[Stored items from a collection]
=======

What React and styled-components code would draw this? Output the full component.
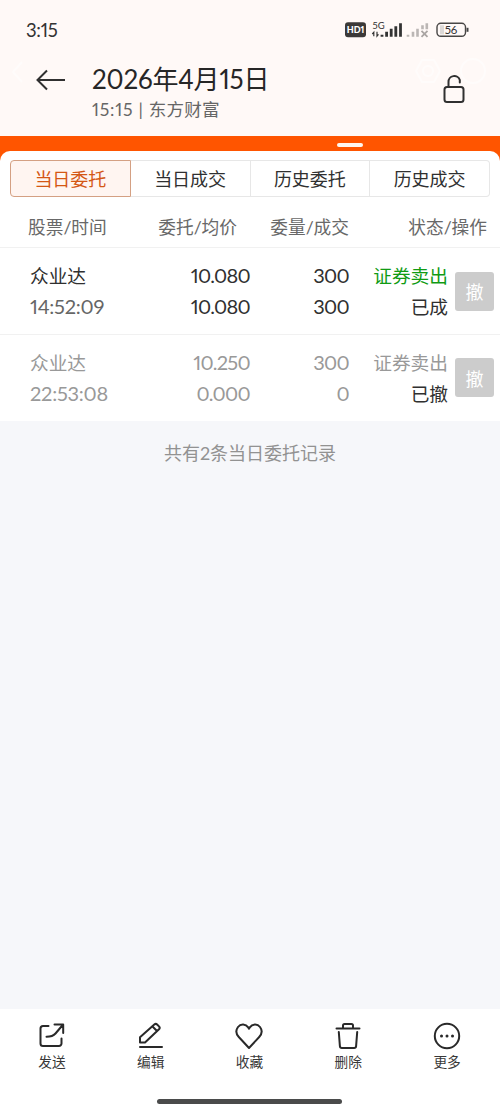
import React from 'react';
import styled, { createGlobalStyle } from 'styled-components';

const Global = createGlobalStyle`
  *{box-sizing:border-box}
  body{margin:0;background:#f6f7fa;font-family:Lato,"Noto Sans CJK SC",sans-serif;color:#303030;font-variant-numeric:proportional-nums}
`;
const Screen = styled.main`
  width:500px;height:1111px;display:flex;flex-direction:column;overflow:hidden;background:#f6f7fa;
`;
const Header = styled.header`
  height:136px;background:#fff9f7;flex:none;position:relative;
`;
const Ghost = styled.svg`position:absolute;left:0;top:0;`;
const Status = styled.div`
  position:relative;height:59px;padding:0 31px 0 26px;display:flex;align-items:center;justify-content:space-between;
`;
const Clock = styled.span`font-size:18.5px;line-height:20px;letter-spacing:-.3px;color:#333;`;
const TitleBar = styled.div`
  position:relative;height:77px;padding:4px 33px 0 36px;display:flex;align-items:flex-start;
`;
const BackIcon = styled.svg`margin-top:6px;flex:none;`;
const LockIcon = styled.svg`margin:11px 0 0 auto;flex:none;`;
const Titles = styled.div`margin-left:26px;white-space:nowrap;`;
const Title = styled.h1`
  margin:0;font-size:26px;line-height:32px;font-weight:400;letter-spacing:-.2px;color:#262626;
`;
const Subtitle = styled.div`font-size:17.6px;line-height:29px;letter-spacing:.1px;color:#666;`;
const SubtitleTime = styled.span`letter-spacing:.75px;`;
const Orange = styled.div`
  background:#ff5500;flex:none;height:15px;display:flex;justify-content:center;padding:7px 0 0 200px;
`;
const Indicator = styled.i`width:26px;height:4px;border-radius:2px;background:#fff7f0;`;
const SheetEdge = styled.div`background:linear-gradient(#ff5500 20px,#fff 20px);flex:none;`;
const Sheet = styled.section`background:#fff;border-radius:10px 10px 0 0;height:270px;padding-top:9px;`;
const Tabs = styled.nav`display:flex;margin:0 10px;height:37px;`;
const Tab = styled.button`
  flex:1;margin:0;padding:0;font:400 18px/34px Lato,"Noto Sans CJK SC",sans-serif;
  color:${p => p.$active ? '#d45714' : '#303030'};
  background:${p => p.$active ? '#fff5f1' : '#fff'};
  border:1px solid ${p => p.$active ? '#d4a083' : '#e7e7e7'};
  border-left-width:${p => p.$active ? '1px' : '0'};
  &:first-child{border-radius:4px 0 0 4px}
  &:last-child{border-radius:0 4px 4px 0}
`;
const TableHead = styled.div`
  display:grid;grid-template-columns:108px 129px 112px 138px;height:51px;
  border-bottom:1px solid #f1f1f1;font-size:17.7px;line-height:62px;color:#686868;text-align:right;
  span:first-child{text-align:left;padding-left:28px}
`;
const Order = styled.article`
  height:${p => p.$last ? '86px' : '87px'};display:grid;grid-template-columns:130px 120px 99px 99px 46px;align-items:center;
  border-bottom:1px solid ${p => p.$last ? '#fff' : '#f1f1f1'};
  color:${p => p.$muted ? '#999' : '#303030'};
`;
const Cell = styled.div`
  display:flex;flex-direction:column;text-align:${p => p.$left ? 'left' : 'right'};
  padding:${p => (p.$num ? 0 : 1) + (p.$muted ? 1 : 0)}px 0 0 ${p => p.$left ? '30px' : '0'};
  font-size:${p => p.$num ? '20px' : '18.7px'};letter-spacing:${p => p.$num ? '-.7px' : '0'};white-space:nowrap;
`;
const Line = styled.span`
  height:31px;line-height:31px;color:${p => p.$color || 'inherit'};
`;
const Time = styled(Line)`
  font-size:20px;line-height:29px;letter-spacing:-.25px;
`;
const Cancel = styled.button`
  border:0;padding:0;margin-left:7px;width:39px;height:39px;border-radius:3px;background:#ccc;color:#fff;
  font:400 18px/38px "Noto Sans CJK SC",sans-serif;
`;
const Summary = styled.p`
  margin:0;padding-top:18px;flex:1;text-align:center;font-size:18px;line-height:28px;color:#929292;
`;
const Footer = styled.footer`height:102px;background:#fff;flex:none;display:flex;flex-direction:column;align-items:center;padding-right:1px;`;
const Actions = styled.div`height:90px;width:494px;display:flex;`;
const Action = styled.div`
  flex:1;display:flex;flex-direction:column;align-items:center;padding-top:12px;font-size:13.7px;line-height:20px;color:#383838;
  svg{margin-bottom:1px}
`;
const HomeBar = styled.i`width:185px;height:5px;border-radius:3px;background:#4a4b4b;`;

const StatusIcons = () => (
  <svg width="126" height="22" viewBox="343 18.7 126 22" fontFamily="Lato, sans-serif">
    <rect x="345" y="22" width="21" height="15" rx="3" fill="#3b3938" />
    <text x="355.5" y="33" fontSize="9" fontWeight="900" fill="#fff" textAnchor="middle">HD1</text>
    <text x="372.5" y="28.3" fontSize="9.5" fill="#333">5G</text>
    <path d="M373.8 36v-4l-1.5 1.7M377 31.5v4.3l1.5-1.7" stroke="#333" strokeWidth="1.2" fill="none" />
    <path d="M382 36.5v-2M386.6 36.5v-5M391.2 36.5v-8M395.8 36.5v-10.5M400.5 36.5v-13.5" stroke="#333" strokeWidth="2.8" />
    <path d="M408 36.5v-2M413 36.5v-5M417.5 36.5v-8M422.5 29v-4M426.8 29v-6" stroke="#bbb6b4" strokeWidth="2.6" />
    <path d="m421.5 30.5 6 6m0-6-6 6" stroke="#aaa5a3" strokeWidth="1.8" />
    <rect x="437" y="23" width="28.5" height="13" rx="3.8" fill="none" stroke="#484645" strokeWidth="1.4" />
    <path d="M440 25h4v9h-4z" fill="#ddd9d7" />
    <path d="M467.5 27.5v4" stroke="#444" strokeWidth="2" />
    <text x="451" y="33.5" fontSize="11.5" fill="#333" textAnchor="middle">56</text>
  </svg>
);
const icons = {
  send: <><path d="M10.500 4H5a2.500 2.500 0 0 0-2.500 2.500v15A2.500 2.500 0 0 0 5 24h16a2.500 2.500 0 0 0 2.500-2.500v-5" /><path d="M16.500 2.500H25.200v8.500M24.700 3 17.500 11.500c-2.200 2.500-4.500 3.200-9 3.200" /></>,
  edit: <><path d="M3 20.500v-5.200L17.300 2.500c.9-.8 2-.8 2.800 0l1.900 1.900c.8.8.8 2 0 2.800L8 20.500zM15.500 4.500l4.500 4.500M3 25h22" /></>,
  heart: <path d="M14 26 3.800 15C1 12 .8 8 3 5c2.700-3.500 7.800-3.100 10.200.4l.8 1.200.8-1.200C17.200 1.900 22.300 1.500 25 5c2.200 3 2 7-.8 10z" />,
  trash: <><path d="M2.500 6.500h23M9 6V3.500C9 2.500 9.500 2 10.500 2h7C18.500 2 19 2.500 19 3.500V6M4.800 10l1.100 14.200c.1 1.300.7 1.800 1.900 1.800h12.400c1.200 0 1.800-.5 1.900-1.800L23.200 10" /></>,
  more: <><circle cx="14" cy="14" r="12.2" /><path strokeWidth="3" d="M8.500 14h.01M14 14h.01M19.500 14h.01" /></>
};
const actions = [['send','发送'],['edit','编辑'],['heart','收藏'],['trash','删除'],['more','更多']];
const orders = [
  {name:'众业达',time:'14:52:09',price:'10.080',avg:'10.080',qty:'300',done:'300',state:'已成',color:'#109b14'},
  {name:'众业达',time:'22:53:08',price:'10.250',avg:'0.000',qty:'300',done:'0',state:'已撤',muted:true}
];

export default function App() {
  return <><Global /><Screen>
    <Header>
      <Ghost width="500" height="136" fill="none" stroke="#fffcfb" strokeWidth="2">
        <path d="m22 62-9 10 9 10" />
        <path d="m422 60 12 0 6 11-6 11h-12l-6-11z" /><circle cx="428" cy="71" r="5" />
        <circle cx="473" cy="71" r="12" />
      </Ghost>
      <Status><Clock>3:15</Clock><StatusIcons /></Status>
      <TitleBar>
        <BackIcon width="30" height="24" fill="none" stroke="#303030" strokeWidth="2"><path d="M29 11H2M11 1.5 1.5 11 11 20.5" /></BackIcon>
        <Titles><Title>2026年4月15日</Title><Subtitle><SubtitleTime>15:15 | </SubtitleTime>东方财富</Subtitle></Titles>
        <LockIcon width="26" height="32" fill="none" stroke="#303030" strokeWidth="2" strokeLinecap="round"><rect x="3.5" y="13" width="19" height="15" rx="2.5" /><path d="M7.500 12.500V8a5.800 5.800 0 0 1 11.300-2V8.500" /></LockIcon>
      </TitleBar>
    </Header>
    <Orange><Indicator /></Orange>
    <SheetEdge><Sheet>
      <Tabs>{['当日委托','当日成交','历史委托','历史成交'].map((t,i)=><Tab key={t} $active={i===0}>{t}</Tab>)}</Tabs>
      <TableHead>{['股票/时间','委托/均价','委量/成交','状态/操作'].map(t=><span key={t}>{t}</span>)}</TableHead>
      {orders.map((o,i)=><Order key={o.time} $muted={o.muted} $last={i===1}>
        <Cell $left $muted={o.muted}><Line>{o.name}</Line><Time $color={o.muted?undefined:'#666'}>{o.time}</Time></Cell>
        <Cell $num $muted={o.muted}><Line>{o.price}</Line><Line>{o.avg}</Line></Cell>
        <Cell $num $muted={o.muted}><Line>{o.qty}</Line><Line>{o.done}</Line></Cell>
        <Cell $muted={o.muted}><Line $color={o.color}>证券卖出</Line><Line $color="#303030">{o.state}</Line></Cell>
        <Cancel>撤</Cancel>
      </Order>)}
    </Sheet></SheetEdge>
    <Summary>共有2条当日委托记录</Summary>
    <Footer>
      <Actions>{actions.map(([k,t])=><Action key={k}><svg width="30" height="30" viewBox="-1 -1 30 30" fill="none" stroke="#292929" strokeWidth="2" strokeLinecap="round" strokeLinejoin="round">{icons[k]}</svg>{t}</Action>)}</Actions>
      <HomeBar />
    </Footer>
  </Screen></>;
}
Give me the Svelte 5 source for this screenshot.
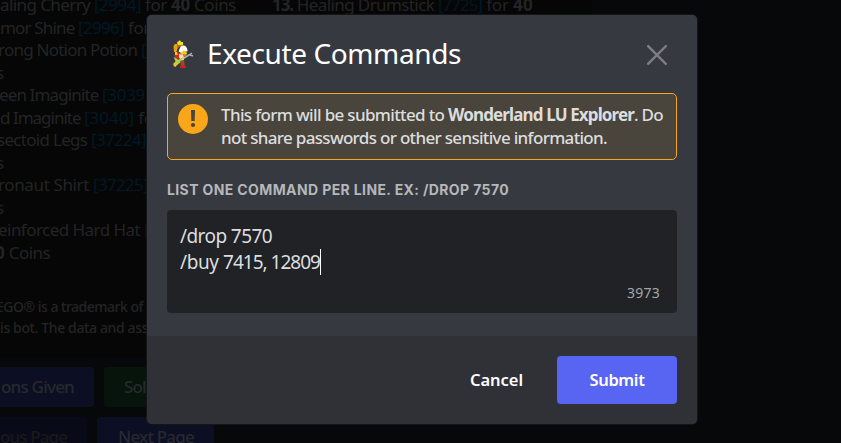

=======

▶ [TASK OBJECTIVE]:
Return each line with "components".

▶ [TASK RESULT]:
What React and styled-components code would draw this? Output the full component.
import styled, { createGlobalStyle } from 'styled-components';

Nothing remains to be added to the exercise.